Somewhere around the year 1231 the town was born. It was not so much a town then, as a honking, buzzing, screeching cacophony of bird sounds. Around that time, there were wealthy landowners with nothing better to do than pluck species of birds from their natural habitats and collect them in cages and aviaries. Now and then, they escaped and bred in leafy shade, and as a result the immediate avian environment around the town was more adventurous, more spectacular than any of the similar hamlets nearby, also shaking off their slumber and extending into the countryside. It all really began with a pair of swans moving silently along the river. Silently, that was, until they paddled ashore and began honking and crowing to one another like a thirteenth century alarm going off. This was the bird sounds that gave birth to the town as it is today.
Many, many years later, the hamlet having become rather more of a town, its reputation grew throughout Europe for its superior ironwork industry, notably nails. In its heyday, Belper made nails for just about everyone who needed nails. As you read this, on a bench, on a bus, sat in the building or your choice, nails from this sleepy, rural town would invariably been responsible for the original construction of the place you in which you are right now passing the time of day. As the forges grew in size, they attracted a whole host of scavengers as almost overnight the town became a haven for magpies and ravens amongst others. Immediately the rattling, raucous chatter of the magpies reverberated along the narrow, cobbled streets of the town, knocking at the closed doors of homesteads, echoing down chimneys like the moaning of a displaced ghost. The ravens for their part brought whistling wings and sharp, jagged cries that mingled with the clank and chime of the blacksmiths.
Later, around the time of the Industrial Revolution, Jedediah Strutt opened a water-powered mill in the town and in no time at all, the eaves and roof of the mill were taken over by an army of pigeons and roosting swallows. At night, as the town tipped into bouts of silence rippled with singing and bellowing bursting from its many taverns, anyone passing the mighty Strutt mill might come to the conclusion that the building itself was cooing into the dissolving day.

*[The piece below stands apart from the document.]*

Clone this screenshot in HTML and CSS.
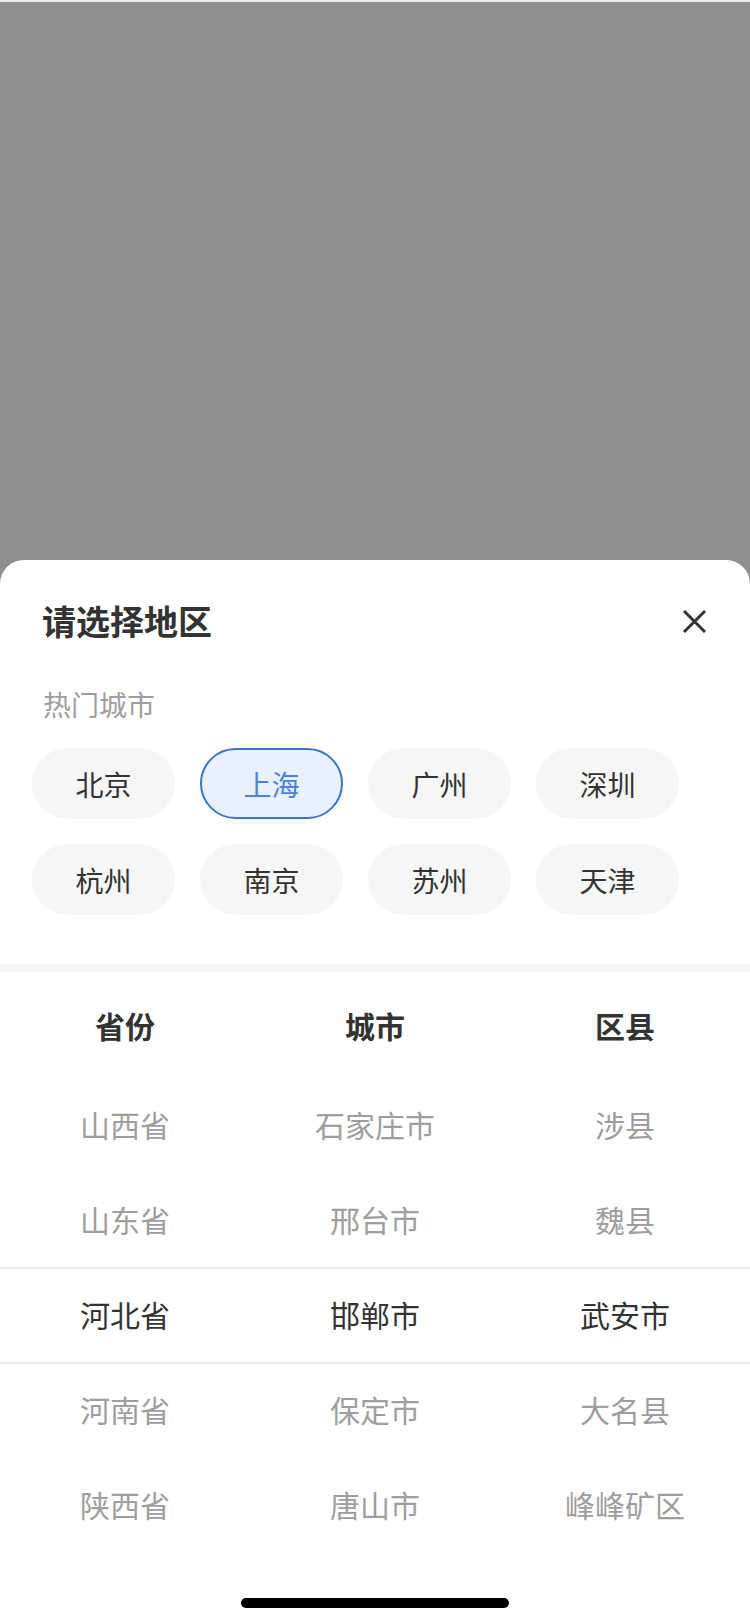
FILE: index.html
```html
<!DOCTYPE html>
<html lang="zh-CN">
<head>
    <meta charset="UTF-8">
    <meta name="viewport" content="width=device-width, initial-scale=1.0">
    <title>选择地区</title>
    <link rel="stylesheet" href="styles.css">
</head>
<body>
    <div class="mask"></div>
    <div class="sheet">
        <div class="sheet-head">
            <div class="sheet-title">请选择地区</div>
            <svg class="close" width="25" height="25" viewBox="0 0 25 25">
                <path d="M2 2 L23 23 M23 2 L2 23" stroke="#333" stroke-width="3" fill="none"/>
            </svg>
        </div>

        <div class="hot-title">热门城市</div>
        <div class="chips">
            <div class="chip">北京</div>
            <div class="chip active">上海</div>
            <div class="chip">广州</div>
            <div class="chip">深圳</div>
            <div class="chip">杭州</div>
            <div class="chip">南京</div>
            <div class="chip">苏州</div>
            <div class="chip">天津</div>
        </div>

        <div class="band"></div>

        <div class="col-heads">
            <div>省份</div>
            <div>城市</div>
            <div>区县</div>
        </div>

        <div class="picker">
            <div class="picker-col">
                <div class="item">山西省</div>
                <div class="item">山东省</div>
                <div class="item current">河北省</div>
                <div class="item">河南省</div>
                <div class="item">陕西省</div>
            </div>
            <div class="picker-col">
                <div class="item">石家庄市</div>
                <div class="item">邢台市</div>
                <div class="item current">邯郸市</div>
                <div class="item">保定市</div>
                <div class="item">唐山市</div>
            </div>
            <div class="picker-col">
                <div class="item">涉县</div>
                <div class="item">魏县</div>
                <div class="item current">武安市</div>
                <div class="item">大名县</div>
                <div class="item">峰峰矿区</div>
            </div>
            <!-- lines round the selected row -->
            <div class="picker-mark"></div>
        </div>

        <div class="home-bar"></div>
    </div>
</body>
</html>
```

FILE: styles.css
```css
body {
    margin: 0;
    height: 1624px;
    display: flex;
    flex-direction: column;
    font-family: "Noto Sans CJK SC", "Noto Sans", sans-serif;
    background: #fff;
    color: #333;
}

.mask {
    flex: 1;
    background: #8f8f8f;
    border-top: 2px solid #ececec;
}

.sheet {
    background: #fff;
    border-radius: 24px 24px 0 0;
    margin-top: -24px;
    padding-top: 24px;
}

.sheet-head {
    display: flex;
    justify-content: space-between;
    align-items: center;
    height: 48px;
    padding: 13px 43px 0 42px;
}

.sheet-title {
    font-size: 34px;
    font-weight: 600;
    line-height: 48px;
    color: #333;
}

.close {
    display: block;
}

.hot-title {
    margin-top: 39px;
    padding-left: 43px;
    font-size: 28px;
    line-height: 40px;
    color: #9e9e9e;
}

.chips {
    display: grid;
    grid-template-columns: repeat(4, 143px);
    grid-auto-rows: 71px;
    gap: 25px 25px;
    padding: 24px 32px 49px;
}

.chip {
    display: flex;
    align-items: center;
    justify-content: center;
    box-sizing: border-box;
    border-radius: 36px;
    background: #f6f6f6;
    font-size: 28px;
    color: #333;
}

.chip.active {
    background: #e8f1fe;
    border: 2px solid #3a74cc;
    color: #4a82e2;
}

.band {
    height: 8px;
    background: #f5f5f5;
}

.col-heads {
    display: grid;
    grid-template-columns: repeat(3, 1fr);
    height: 106px;
    align-items: center;
    text-align: center;
    font-size: 30px;
    font-weight: 600;
    color: #333;
}

.picker {
    position: relative;
    display: grid;
    grid-template-columns: repeat(3, 1fr);
}

.item {
    height: 95px;
    box-sizing: border-box;
    padding-bottom: 4px;
    display: flex;
    align-items: center;
    justify-content: center;
    font-size: 30px;
    color: #9e9e9e;
}

.item.current {
    color: #333;
}

.picker-mark {
    position: absolute;
    left: 0;
    right: 0;
    top: 189px;
    height: 93px;
    border-top: 2px solid #ececec;
    border-bottom: 2px solid #ececec;
    pointer-events: none;
}

.home-bar {
    width: 268px;
    height: 10px;
    margin: 45px auto 16px;
    border-radius: 5px;
    background: #000;
}
```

Strutt also brought also brought peacocks and peahens to the neighbourhood – and the misunderstood early morning screams of the peacock were initially responsible for some very unpleasant, entirely unfounded rumours of overnight female visitors. As the town began to understand the peacocks better, their sporadic wailing became part of the every day tapestry of noise belonging to the blossoming town.
It is also widely believed that the town was the first place in the UK to experience gas street lighting. Whilst this removed a great fear of darkness in the town and gave the young in the town somewhere to congregate, few paused to consider the effect on the local owl community. Having enjoyed hundreds of years of untroubled darkness – largely untroubled even by nocturnal candles – the first gas lights cause considerable hooted debate amongst the treetop parliament at the far end of the town. Some of the younger owls had flown into the street lights convinced they had found a new moon. For the first few weeks in fact, all other sounds of the night were obscured by the clamouring screeching and low, two-toned siren call of the owls as they were forced to come to terms with the lightning march of lighting process.
Nowadays, the town is like many others, ceaselessly bombarded with new homes. It is a town fiercely proud of its history of nails, mills, textiles and more recently hosiery. It is a town with an excellent greengrocer, some fine public houses and a well-defended battle against the tide of supermarket domination keen to devour the edges of the town.
It is also a popular flyover for geese at dusk, honking in formation as they shadow the clouds with a shimmering ‘V’. Early morning bursts from the resting earth with a chorus of Jenny Wrens, sparrows, tits and magpies and each day in this town unfolds gently, with the occasional surprise of cuckoos returned from their African winter break and throughout the warmer months, the late afternoon, drowsy thud of a woodpecker.
This is the history of the town of Belper in bird sounds brought up to date.